Raised by Wolves 2 e la spiegazione dell’intricata scena finale, tra croci rovesciate e follia
Si, perché una delle parole chiave di Raised by Wolves 2 è proprio il delirio d’onnipotenza che esplode nella follia, in tentativi repentini di accentrare il controllo nella mani di un singolo che, tuttavia, non riesce mai a imporsi agli occhi dello spettatore come il detentore della verità. Ogni personaggio resta folgorato dalle perplessità, trasmettendoci automaticamente il beneficio del dubbio. Esiste davvero Sol o si tratta di una voce aliena? Gli androidi sono tutti cattivi o di alcuni ci si può davvero fidare? Marcus è davvero il profeta prescelto che dice di essere o il suo è un modo come un altro per porsi a comando di un gruppo di persone? Non c’è una risposta univoca: questo pianeta e questa gente, lontanissima dalla normale quotidianità, riflette così bene la relatività che ci sommerge da annullarne le distanze.
La lettura latentemente cristologica, poi, provvede ad allontanare la narrazione dalle caratteristiche orrorifiche che avevano caratterizzato il primo ciclo di episodi per immetterci in un circolo vizioso di tensione e venerazione. La scena finale, quella in cui Marcus viene crocifisso a testa in giù, non può che richiamare alla memoria la Croce di San Pietro la quale, seppur rievochi una delle storie cristiane più devote, è ormai considerata soprattutto come uno dei maggiori simboli anti-cristiani per eccellenza. A sostegno di quest’ultima ipotesi va annotata la riflessione del coraggioso e perspicace Campion (Winta McGrath), il quale dice all’amico Paul di credere nell’esistenza di Sol, ma di pensare anche che si tratti di un dio cattivo.
Il finale della seconda stagione, così come tutti e otto gli episodi della serie HBO, si conferma contorto al pari del primo, ma non è l’unica cosa che possiamo confermare a proposito di Raised by Wolves: uno show che si palesa a tratti difficile da seguire a cuor leggero, ma pregno di spunti di riflessione mai scontati, superbo dal punto di vista tecnico e con un cast artistico capace di immedesimarsi pienamente nella parte, conferendo tridimensionalità a ogni personaggio, persino il più marginale.

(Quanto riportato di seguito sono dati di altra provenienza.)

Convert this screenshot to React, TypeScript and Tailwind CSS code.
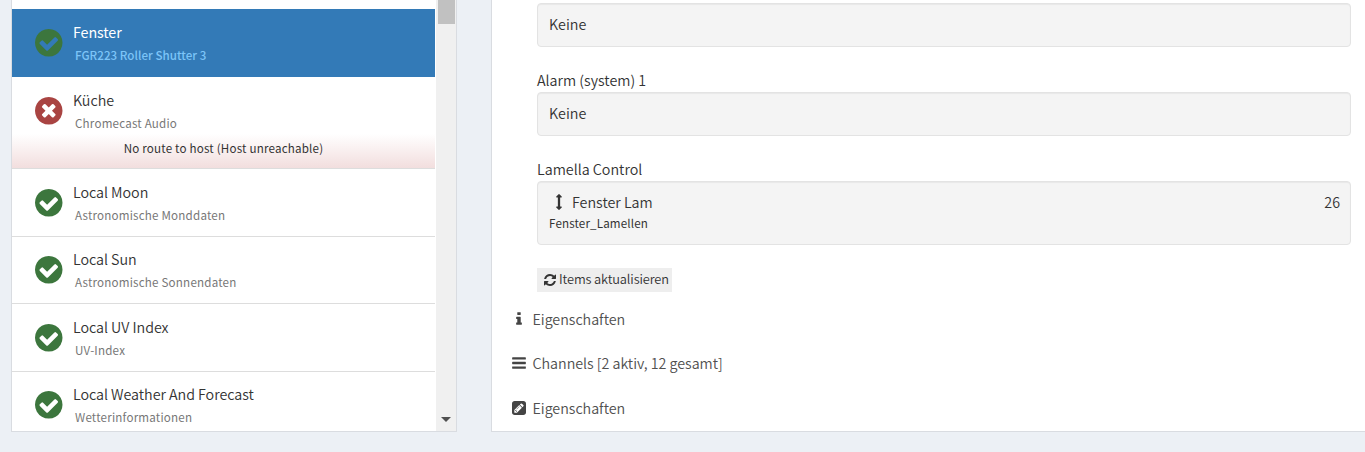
import type { ReactNode } from "react";

type IconProps = { className?: string; viewBox?: string; d: string };

function Icon({ className, viewBox = "0 0 1792 1792", d }: IconProps) {
  return (
    <svg className={className} viewBox={viewBox} fill="currentColor" aria-hidden="true">
      <path d={d} />
    </svg>
  );
}

const CIRCLE =
  "M1664 896q0 209-103 385.5t-279.5 279.5-385.5 103-385.5-103-279.5-279.5-103-385.5 103-385.5 279.5-279.5 385.5-103 385.5 103 279.5 279.5 103 385.5z";
const CHECK =
  "M1412 734q0-28-18-46l-91-90q-19-19-45-19t-45 19l-408 407-226-226q-19-19-45-19t-45 19l-91 90q-18 18-18 46 0 27 18 45l362 362q19 19 45 19 27 0 46-19l543-543q18-18 18-45zm252 162q0 209-103 385.5t-279.5 279.5-385.5 103-385.5-103-279.5-279.5-103-385.5 103-385.5 279.5-279.5 385.5-103 385.5 103 279.5 279.5 103 385.5z";
const TIMES =
  "M1277 1122q0-26-19-45l-181-181 181-181q19-19 19-45 0-27-19-46l-90-90q-19-19-46-19-26 0-45 19l-181 181-181-181q-19-19-45-19-27 0-46 19l-90 90q-19 19-19 46 0 26 19 45l181 181-181 181q-19 19-19 45 0 27 19 46l90 90q19 19 46 19 26 0 45-19l181-181 181 181q19 19 45 19 27 0 46-19l90-90q19-19 19-46z" +
  CIRCLE;
const REFRESH =
  "M1639 1056q0 5-1 7-64 268-268 434.5t-478 166.5q-146 0-282.5-55t-243.5-157l-129 129q-19 19-45 19t-45-19-19-45v-448q0-26 19-45t45-19h448q26 0 45 19t19 45-19 45l-137 137q71 66 161 102t187 36q134 0 250-65t186-179q11-17 53-117 8-23 30-23h192q13 0 22.5 9.5t9.5 22.5zm25-800v448q0 26-19 45t-45 19h-448q-26 0-45-19t-19-45 19-45l138-138q-148-137-349-137-134 0-250 65t-186 179q-11 17-53 117-8 23-30 23h-199q-13 0-22.5-9.5t-9.5-22.5v-7q65-268 270-434.5t480-166.5q146 0 284 55.5t245 156.5l130-129q19-19 45-19t45 19 19 45z";
const INFO =
  "M1216 1344v128q0 26-19 45t-45 19h-512q-26 0-45-19t-19-45v-128q0-26 19-45t45-19h64v-384h-64q-26 0-45-19t-19-45v-128q0-26 19-45t45-19h384q26 0 45 19t19 45v576h64q26 0 45 19t19 45zm-128-1152v192q0 26-19 45t-45 19h-256q-26 0-45-19t-19-45v-192q0-26 19-45t45-19h256q26 0 45 19t19 45z";
const BARS =
  "M1664 1344v128q0 26-19 45t-45 19h-1408q-26 0-45-19t-19-45v-128q0-26 19-45t45-19h1408q26 0 45 19t19 45zm0-512v128q0 26-19 45t-45 19h-1408q-26 0-45-19t-19-45v-128q0-26 19-45t45-19h1408q26 0 45 19t19 45zm0-512v128q0 26-19 45t-45 19h-1408q-26 0-45-19t-19-45v-128q0-26 19-45t45-19h1408q26 0 45 19t19 45z";
const PENCIL =
  "M404 1108l152 152-52 52h-56v-96h-96v-56zm414-390q14 13-3 30l-291 291q-17 17-30 3-14-13 3-30l291-291q17-17 30-3zm-274 690l544-544-288-288-544 544v288h288zm608-608l92-92q28-28 28-68t-28-68l-152-152q-28-28-68-28t-68 28l-92 92zm384-384v960q0 119-84.5 203.5t-203.5 84.5h-960q-119 0-203.5-84.5t-84.5-203.5v-960q0-119 84.5-203.5t203.5-84.5h960q119 0 203.5 84.5t84.5 203.5z";
const ARROWS_V =
  "M1216 320q0 26-19 45t-45 19h-128v1024h128q26 0 45 19t19 45-19 45l-256 256q-19 19-45 19t-45-19l-256-256q-19-19-19-45t19-45 45-19h128v-1024h-128q-26 0-45-19t-19-45 19-45l256-256q19-19 45-19t45 19l256 256q19 19 19 45z";

type Thing = {
  name: string;
  type: string;
  height: string;
  active?: boolean;
  error?: string;
  tight?: boolean;
};

const THINGS: Thing[] = [
  { name: "Fenster", type: "FGR223 Roller Shutter 3", height: "h-[68px]", active: true },
  { name: "Küche", type: "Chromecast Audio", height: "h-[92px]", error: "No route to host (Host unreachable)" },
  { name: "Local Moon", type: "Astronomische Monddaten", height: "h-[68px]" },
  { name: "Local Sun", type: "Astronomische Sonnendaten", height: "h-[67px]", tight: true },
  { name: "Local UV Index", type: "UV-Index", height: "h-[68px]" },
  { name: "Local Weather And Forecast", type: "Wetterinformationen", height: "h-[68px]", tight: true },
];

function ThingRow({ thing }: { thing: Thing }) {
  const { name, type, height, active, error, tight } = thing;
  return (
    <li
      className={`flex shrink-0 flex-col border-b ${height} ${
        active ? "border-[#337ab7] bg-[#337ab7]" : "border-[#dddddd] bg-white"
      }`}
    >
      <div className={`flex pl-[23px] ${tight ? "-mt-px" : ""}`}>
        <Icon
          d={error ? TIMES : CHECK}
          viewBox="128 128 1536 1536"
          className={`mt-5 size-[27.5px] shrink-0 ${error ? "text-[#a94442]" : "text-[#3c763d]"}`}
        />
        <div className="flex flex-col pl-[10.5px] pt-3">
          <span
            className={`text-[14.3px] leading-[22px] ${
              active ? "tracking-[-0.1px] text-white" : "font-[350] tracking-[-0.04px] text-[#333333]"
            }`}
          >
            {name}
          </span>
          <span
            className={`pl-[2px] pt-px text-[11.6px] leading-[22px] ${
              active ? "font-medium tracking-[0.03px] text-[#7cc4f8]" : "tracking-[0.2px] text-[#777777]"
            }`}
          >
            {type}
          </span>
        </div>
      </div>
      {error && (
        <div className="mt-auto h-[35px] bg-linear-to-b from-white to-[#f2dede] text-center text-[11.6px] leading-[29px] tracking-[0.2px] text-[#333333]">
          {error}
        </div>
      )}
    </li>
  );
}

function Well({ children, className }: { children: ReactNode; className: string }) {
  return (
    <div
      className={`rounded-[4px] border border-[#e3e3e3] bg-[#f4f4f4] pl-[11px] pr-[10px] shadow-[inset_0_1px_1px_rgba(0,0,0,0.05)] ${className}`}
    >
      {children}
    </div>
  );
}

function Section({ d, viewBox, iconClass, children }: { d: string; viewBox?: string; iconClass: string; children: ReactNode }) {
  return (
    <div className="flex items-center text-[14.3px] font-[350] leading-[22px] tracking-[-0.03px] text-[#505050]">
      <span className="flex w-[14px] justify-center text-[#444444]">
        <Icon d={d} viewBox={viewBox} className={`shrink-0 ${iconClass}`} />
      </span>
      <span className="pl-[6.5px]">{children}</span>
    </div>
  );
}

export default function App() {
  return (
    <div className="flex h-[452px] w-[1365px] gap-[34px] overflow-hidden bg-[#ecf0f5] pl-[11px] font-['Noto_Sans_CJK_SC',sans-serif] text-[#333333]">
      <aside className="flex h-[432px] w-[446px] shrink-0 overflow-hidden border-x border-b border-[#d9dce1] bg-white">
        <ul className="flex w-[423px] shrink-0 flex-col pt-[9px]">
          {THINGS.map((thing) => (
            <ThingRow key={thing.name} thing={thing} />
          ))}
        </ul>
        <div className="ml-px flex flex-1 flex-col justify-between bg-[#f0f0f0]">
          <div className="ml-[2px] h-6 w-[17px] bg-[#c1c1c1]" />
          <svg className="mb-[9px] ml-[5px] h-[5px] w-[10px]" viewBox="0 0 10 5" fill="#505050">
            <path d="M0 0h10L5 5z" />
          </svg>
        </div>
      </aside>

      <main className="flex h-[432px] w-[880px] shrink-0 flex-col border-b border-l border-[#d9dce1] bg-white pt-[3px]">
        <div className="ml-[45px] flex w-[814px] flex-col text-[14.3px] font-[350] leading-[22px] text-[#333333]">
          <Well className="h-11 pt-[9px]">Keine</Well>
          <div className="pb-px pt-[22px]">Alarm (system) 1</div>
          <Well className="h-11 pt-[9px]">Keine</Well>
          <div className="pb-px pt-[22px]">Lamella Control</div>
          <Well className="flex h-16 flex-col pt-[9px]">
            <div className="flex items-center">
              <Icon d={ARROWS_V} className="ml-[2px] size-4" />
              <span className="pl-[5px]">Fenster Lam</span>
              <span className="ml-auto">26</span>
            </div>
            <div className="text-[11.6px] font-normal leading-[20px] tracking-[0.15px]">Fenster_Lamellen</div>
          </Well>
          <button className="mt-[23px] flex h-6 w-[135px] items-center bg-[#eeeeee] pl-[7px] text-[12.5px] leading-[22px]">
            <Icon d={REFRESH} viewBox="128 128 1536 1536" className="size-3" />
            <span className="pb-[2px] pl-[3px] tracking-[-0.12px] text-[12.8px]">Items aktualisieren</span>
          </button>
        </div>
        <div className="ml-5 mt-4 flex flex-col">
          <Section d={INFO} iconClass="size-4">
            Eigenschaften
          </Section>
          <div className="mb-[23px] mt-[22px]">
            <Section d={BARS} iconClass="size-4">
              Channels [2 aktiv, 12 gesamt]
            </Section>
          </div>
          <Section d={PENCIL} viewBox="0 128 1536 1536" iconClass="size-[14px]">
            Eigenschaften
          </Section>
        </div>
      </main>
    </div>
  );
}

La fotografia a tratti bluastra rilassa lo sguardo ma tiene all’erta il cervello: si palesano magneticamente i colori verdastri di un pianeta subdolo e quel mare così sconfinato e profondo che si fa portavoce silenzioso dell’ossimoro che invade l’intera opera seriale.
Una serie in sé particolare, forse a tratti complessa, ma di certo affascinante e imprevedibile. Una serie in cui verrebbe voglia di lanciarsi a capofitto, proprio come tra le acque di quel mare acido, se solo non si conoscesse la sua brutalità. Raised by Wolves 2 è quel mare che sa essere insieme letale e prorompente, che sa bruciare e rinfrescare. Per tutto questo – e molto più – ammalia.